And that's where we decided just that we stopped there.
But it was the time when the collapse of the Soviet Union in 91.
And so that is, everything changed.
And so we decided just, well, to get to find the way to go to America.
And so there, the relations between the countries,
between the former Soviet Union republics changed.
And Russia did not accept our dollars that we,
We were bringing to come back to Kazakhstan.
And they took our money at the Customs in Moscow.
And so we were left with $100 for me and my husband and me to go to America.
Oh, wow.
From New York to New York.
And there, so while we were on the plane, they suddenly called my name.
And I said, gosh, okay, so in Moscow.
they took all my money.
What are they going to do with me right now?
We were close to England already.
And they said,
your son has bought you tickets to go from Dallas,
to go from New York to Dallas.
And I was so happy.
And then with $100, of course, we couldn't do anything.
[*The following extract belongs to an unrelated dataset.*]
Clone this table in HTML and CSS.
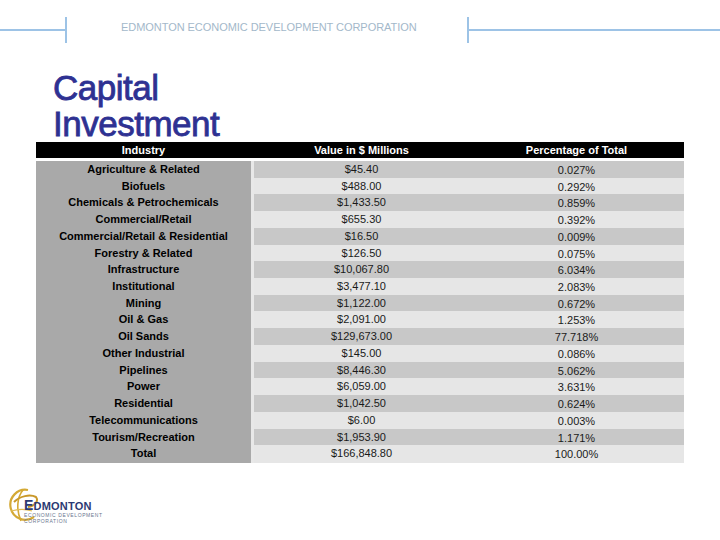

But the missionaries that I worked for in Almata,
as an interpreter,
They actually called me and said, tomorrow, come down, okay, to Jackson, Mississippi,
and their church collected the money for me to take the Greyhound bus to go to
Hayward, California, where my family's, my husband's distant relative lived at that time.
They just went there.
And so then my America started.
So I had to adjust to new culture.
I had to actually to have my diploma as a bachelor in English,
really like confirmed, and I had to go to university.
So I started to work first as a class assistant, class teacher assistant.
And then, yes, they proposed that I should complete the master degree.
And I did, and I earned the master degree in teaching when I was 60.
And from then, I had just to work for some time to be able to somehow to compensate the money I paid because I worked and paid for this.
Well, here I was, okay, so but I worked once when, by the way, in America.
so when we came here in three years.
So we didn't have the money to pay for the two-bedroom apartment
because my son arrived, who was the director of that business in Amata.
And so we decided just to buy, he said, well, I will get married.
And we decided just to buy a house.
And we bought the house which was not livable at all.
Oh, wow.
And so that is my husband.
is a craftsman, his jack-wold trades, we fixed the house.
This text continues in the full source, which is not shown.